Entramos en una época en la que debemos aprender a gestionar la escasez. Hasta ahora hemos gestionado la abundancia y en treinta años nos hemos comido un tercio de los recursos dela Tierra. A este ritmo, necesitaríamos dos planetas para mantener el nivel. Estamos aprendiendo ahora que los recursos son limitados». Una conversación de la que es testigo una secuoya gigante, «uno de los árboles más altos del mundo y que representa a los bosques más ancianos».
Mientras paseamos, se oye a los mirlos y los carboneros. Las ardillas no se dejan ver, pero las piñas raídas delatan su presencia, en uno de los pocos lugares donde pueden saltar en un instante sobre árboles de los cinco continentes. Mirando hacia arriba, para intentar divisar una, nos topamos con un imponente falso plátano que parece no tener fin, a cuya sombra descansan algunos paseantes. Del Olmo explica que en las ciudades estos plátanos de sombra han tenido un éxito enorme incluso en medio del humo de las concurridas vías madrileñas. «Aunque se podan para que sean más achaparrados y se unan sus ramas para dar sombra». Nada que ver con el que tenemos frente a nosotros, de más de tres metros de diámetro. En su corteza, los eternos mensajes de los enamorados o de quienes no se resignan a pasar desapercibidos: «Los árboles son testigos de toda nuestra historia, incluso de la más inmediata», comenta riendo.
En realidad, la escritura tiene una gran deuda con los árboles. Y el eucalipto que acabamos de encontrar nos lo recuerda: «Es un árbol increíble, adaptado a vivir en condiciones extremas. Un auténtico monumento natural. En España se ha abusado mucho de ellos. En los 70 y 80 se arrancaron grandes superficies de monte mediterráneo, como alcornocales y encinares, o hayedos y robledales para sustituirlos por eucaliptos para producir papel. Fue un error importante y ahora el reto está en encontrar dónde producirlos, como en los terrenos agrícolas abandonados o con escaso valor para la biodiversidad, y gestionarlos como un cultivo más, para que cada país cargue con su producción en lugar de desentendernos del problema».

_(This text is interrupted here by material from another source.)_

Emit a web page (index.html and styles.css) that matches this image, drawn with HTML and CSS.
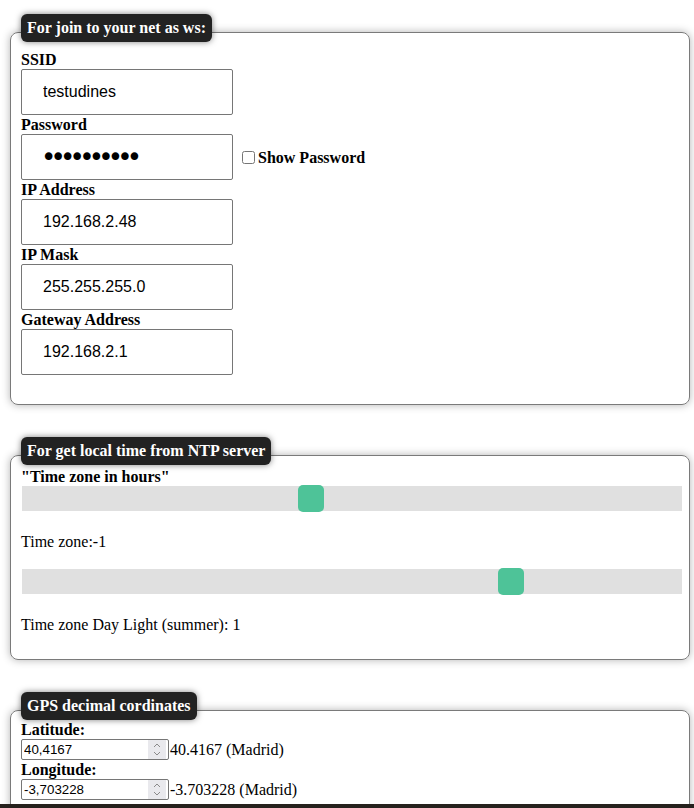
FILE: index.html
```html
<!DOCTYPE html>
<html lang="en">
<head>
<meta charset="utf-8">
<title>Settings</title>
<link rel="stylesheet" href="styles.css">
</head>
<body>
<div class="page">
  <fieldset class="box box-wifi">
    <legend class="tag"><span class="tag-box">For join to your net as ws:</span></legend>
    <div class="body">
      <label class="lbl" for="ssid">SSID</label>
      <input class="field" id="ssid" type="text" value="testudines">
      <label class="lbl" for="pass">Password</label>
      <div class="pw-row">
        <input class="field field-pw" id="pass" type="password" value="testudines">
        <label class="show"><input class="chk" type="checkbox">Show Password</label>
      </div>
      <label class="lbl" for="ip">IP Address</label>
      <input class="field" id="ip" type="text" value="192.168.2.48">
      <label class="lbl" for="mask">IP Mask</label>
      <input class="field" id="mask" type="text" value="255.255.255.0">
      <label class="lbl" for="gw">Gateway Address</label>
      <input class="field" id="gw" type="text" value="192.168.2.1">
    </div>
  </fieldset>

  <fieldset class="box box-ntp">
    <legend class="tag"><span class="tag-box">For get local time from NTP server</span></legend>
    <div class="body">
      <label class="lbl" for="tz">"Time zone in hours"</label>
      <input class="range" id="tz" type="range" min="-11" max="12" value="-1">
      <p class="note">Time zone:-1</p>
      <input class="range range-2" id="dst" type="range" min="-2" max="2" value="1">
      <p class="note">Time zone Day Light (summer): 1</p>
    </div>
  </fieldset>

  <fieldset class="box box-gps">
    <legend class="tag"><span class="tag-box">GPS decimal cordinates</span></legend>
    <div class="body">
      <label class="lbl" for="lat">Latitude:</label>
      <div class="num-row">
        <div class="numbox">
          <input class="num" id="lat" type="text" value="40,4167">
          <span class="spin"><svg width="10" height="17" viewBox="0 0 10 17"><polyline points="2,6 5,3 8,6" fill="none" stroke="#8a8a8a" stroke-width="1"/><polyline points="2,11 5,14 8,11" fill="none" stroke="#8a8a8a" stroke-width="1"/></svg></span>
        </div>
        <span class="hint">40.4167 (Madrid)</span>
      </div>
      <label class="lbl" for="lon">Longitude:</label>
      <div class="num-row">
        <div class="numbox">
          <input class="num" id="lon" type="text" value="-3,703228">
          <span class="spin"><svg width="10" height="17" viewBox="0 0 10 17"><polyline points="2,6 5,3 8,6" fill="none" stroke="#8a8a8a" stroke-width="1"/><polyline points="2,11 5,14 8,11" fill="none" stroke="#8a8a8a" stroke-width="1"/></svg></span>
        </div>
        <span class="hint">-3.703228 (Madrid)</span>
      </div>
    </div>
  </fieldset>
</div>
<div class="bottom-bar"></div>
</body>
</html>
```

FILE: styles.css
```css
html {
  scrollbar-width: none;
}
html, body {
  margin: 0;
  background: #fff;
}
body {
  font-family: "Liberation Serif", "Times New Roman", serif;
  color: #000;
}
.page {
  padding: 14px 4px 0 10px;
  display: flex;
  flex-direction: column;
  gap: 32px;
}
.box {
  margin: 0;
  min-width: 0;
  border: 1px solid #7a7a7a;
  border-radius: 8px;
  padding: 0 8px 29px 10px;
  box-shadow: 0 0 8px rgba(0, 0, 0, 0.3);
}
.tag {
  padding: 0 0 8px;
  margin: 0;
}
.tag-box {
  display: block;
  background: #222;
  color: #fff;
  font: bold 16px/18px "Liberation Serif", "Times New Roman", serif;
  padding: 5px 6px;
  border-radius: 6px;
  box-shadow: 0 0 6px rgba(0, 0, 0, 0.5);
}
.body {
  display: flex;
  flex-direction: column;
  align-items: flex-start;
}
.box-ntp {
  padding-bottom: 25px;
}
.box-ntp .body {
  margin-top: -6px;
}
.box-gps .body {
  margin-top: -8px;
}
.lbl {
  font-weight: bold;
  font-size: 16px;
  line-height: 19px;
}
.field {
  box-sizing: border-box;
  width: 212px;
  height: 46px;
  margin: 0;
  padding: 0 0 0 21px;
  border: 1px solid #767676;
  border-radius: 2px;
  font: 16px "Liberation Sans", Arial, sans-serif;
  color: #000;
  background: #fff;
}
.field-pw {
  font-family: "DejaVu Sans", sans-serif;
  font-size: 26px;
  letter-spacing: -5.8px;
  padding-left: 19px;
}
.pw-row {
  display: flex;
  align-items: center;
}
.show {
  display: flex;
  align-items: center;
  font-weight: bold;
  font-size: 16px;
  line-height: 19px;
}
.chk {
  width: 13px;
  height: 13px;
  margin: 1px 3px 0 9px;
}
.range {
  -webkit-appearance: none;
  appearance: none;
  width: 660px;
  height: 25px;
  margin: 0 0 0 1px;
  background: #d3d3d3;
  opacity: 0.7;
  outline: none;
}
.range::-webkit-slider-thumb {
  -webkit-appearance: none;
  appearance: none;
  width: 26px;
  height: 27px;
  border-radius: 5px;
  background: #04aa6d;
  cursor: pointer;
}
.range-2 {
  margin-top: 18px;
}
.note {
  margin: 22px 0 0;
  font-size: 16px;
  line-height: 18px;
}
.num-row {
  display: flex;
  align-items: center;
}
.numbox {
  box-sizing: border-box;
  width: 148px;
  height: 21px;
  display: flex;
  border: 1px solid #767676;
  border-radius: 2px;
  background: #fff;
}
.num {
  flex: 1;
  min-width: 0;
  margin: 0;
  padding: 0 0 0 2px;
  border: 0;
  outline: none;
  background: transparent;
  font: 13.33px "Liberation Sans", Arial, sans-serif;
  color: #000;
}
.spin {
  width: 18px;
  margin: 0 2px 0 0;
  background: #e9e9ed;
  display: flex;
  align-items: center;
  justify-content: center;
}
.hint {
  font-size: 16px;
  line-height: 18px;
  margin-left: 1px;
}
.bottom-bar {
  position: fixed;
  left: 0;
  right: 0;
  bottom: 0;
  height: 4px;
  background: #26211d;
}
```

Antes de salir, nos detenemos ante un colosal pino piñonero: «Es un árbol muy importante. Es el típico pino mediterráneo. En ejemplares como éste crían las grandes águilas, como la imperial, porque son buenas atalayas. Yo de jovencito me subía por estos pedazo de pinos a anillar águilas en el nido. Subía sin arnés, trepando. Lo aprendí de los “hombres araña” del oeste de Madrid, familias enteras que toda la vida han recogido el piñón. Se ponen dos ganchos en las botas sujetos a una pletina de hierro y te quedas alucinado de la forma en que suben con 60 años, sin arañar el pino ni dejarle marcas».
Lo de subir a los árboles, confiesa, le viene de pequeño, «yo era como el barón rampante, siempre estaba subido en algún árbol». Ahí se enraíza también su cariño por la naturaleza que quiere transmitir a su hija de 9 años: «Es importante que tenga ese contacto con la naturaleza del que pudimos disfrutar en nuestra generación. No se trata de que sepan distinguir los animales sino de que se manchen con el barro o persigan una lagartija, que les dé el aire en la cara. Que puedan sentir esa libertad y ese contacto con la Tierra de la que somos una prolongación».